Commonly assigned, copending application Ser. No. 08/797,443, filed Feb. 10, 1997, now U.S. Pat. No. 5,897,977, granted Apr. 27, 1999, discloses a novel, systematic materials approach involving optical multilayer structures to design attenuating phase-shift masks, the most versatile and common type phase-shift mask, applicable at any optical wavelength, with particular emphasis on wavelengths below 400 nm. These multilayers are comprised of alternating, ultrathin (&lt;10 nm) layers of an optically transparent material, multilayered with an optically absorbing one, e.g., Si.sub.3 N.sub.4 and TiN, respectively. While the multilayered structures of this disclosure fill a wide variety of applications, the need remains for simpler multilayered system which are more easily manufactured.

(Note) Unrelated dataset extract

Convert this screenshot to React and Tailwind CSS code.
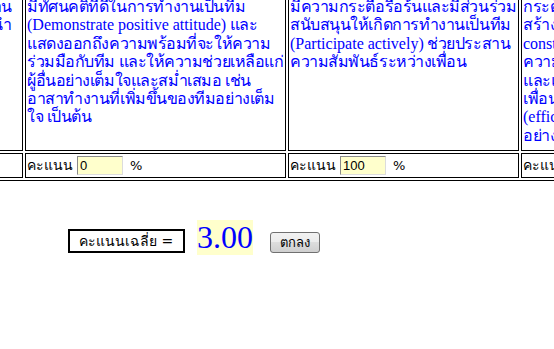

This invention provides for two particularly simple optical multilayer masks, specifically, silicon oxide multilayered with silicon nitride and aluminum oxide layered with aluminum nitride. The masks provided for by this invention have attractive properties as phase-shift masks with application at wavelengths below 200 nm, and in particular near 157 nm, as discussed in T. M. Bloomstein, M. W. Horn, M. Rothschild, R. R. Kunz, S. T. Palmacci, and R. B. Goodman, "Lithography with 157 nm lasers," J. Vac. Sci. Technol. B15(6) 2112, 1997 and T. M. Bloomstein, M. Rothschild, R. R. Kunz, D. E. Hardy, R. B. Goodman, and S. T. Palmacci, "Critical issues in 157 nm lithography, J. Vac. Sci. Technol. B16(6) 3154, 1998 [1,2], targeted for optical lithography following the 193 nm generation.